Schilling, Kurt G., Newton, Allen, Tax, Chantal, Nilsson, Markus, Chamberland, Maxime, Anderson, Adam, Landman, Bennett, & Descoteaux, Maxime. (2025). White matter geometry confounds diffusion tensor imaging along perivascular space (DTI-ALPS) measures. *Human Brain Mapping, 46*(10), e70282. https://doi.org/10.1002/hbm.70282
The perivascular space (PVS) plays an important role in helping the brain clear out waste by allowing fluid to flow around blood vessels. A brain imaging method called DTI-ALPS was suggested as a way to measure how fluid moves in these spaces without surgery. However, it’s not clear how accurate or specific this method is. The DTI-ALPS method assumes certain patterns in brain tissue called “radial symmetrby” and interprets when these patterns are uneven (called “radial asymmetry”) as a sign of fluid movement in the PVS. But other factors in the brain’s structure might affect these measurements.
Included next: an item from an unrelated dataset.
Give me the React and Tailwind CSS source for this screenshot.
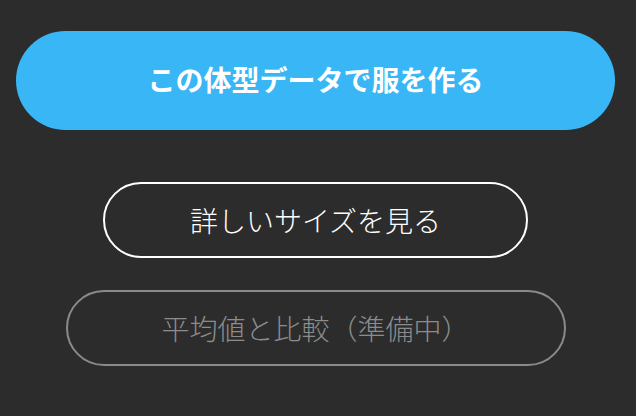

In this study, we carefully examined these possible influences using detailed brain scans from the Human Connectome Project and high-resolution imaging. We looked at how common radial asymmetry is in brain white matter, how crossing nerve fibers affect the measurements, how nerve fibers’ twisting and spreading impact results, and how blood vessels are oriented in these brain areas. We found that radial asymmetry happens widely in white matter and is mostly caused by the shape and arrangement of nerve fibers—not just fluid in the PVS. Crossing fibers made the measurements seem larger, and twisting or spreading of fibers also caused asymmetry, regardless of fluid flow. Additionally, blood vessels were not always aligned in the way the method assumes.
Overall, the DTI-ALPS measurements are strongly influenced by the brain’s nerve fiber structure rather than just fluid movement in the perivascular space. This means that using DTI-ALPS as a direct marker of the brain’s waste clearance system might be misleading unless these structural factors are considered. Future research should use more advanced methods to separate the effects of fluid flow from the complex structure of brain tissue.
Fig 1
Radial asymmetry is widespread throughout white matter. Sagittal, coronal, and axial slices of an example HCP subject show radial asymmetry at all diffusion weightings, and throughout white matter, with most regions exhibiting average asymmetry values ~1.3–1.8, with many voxels > 2.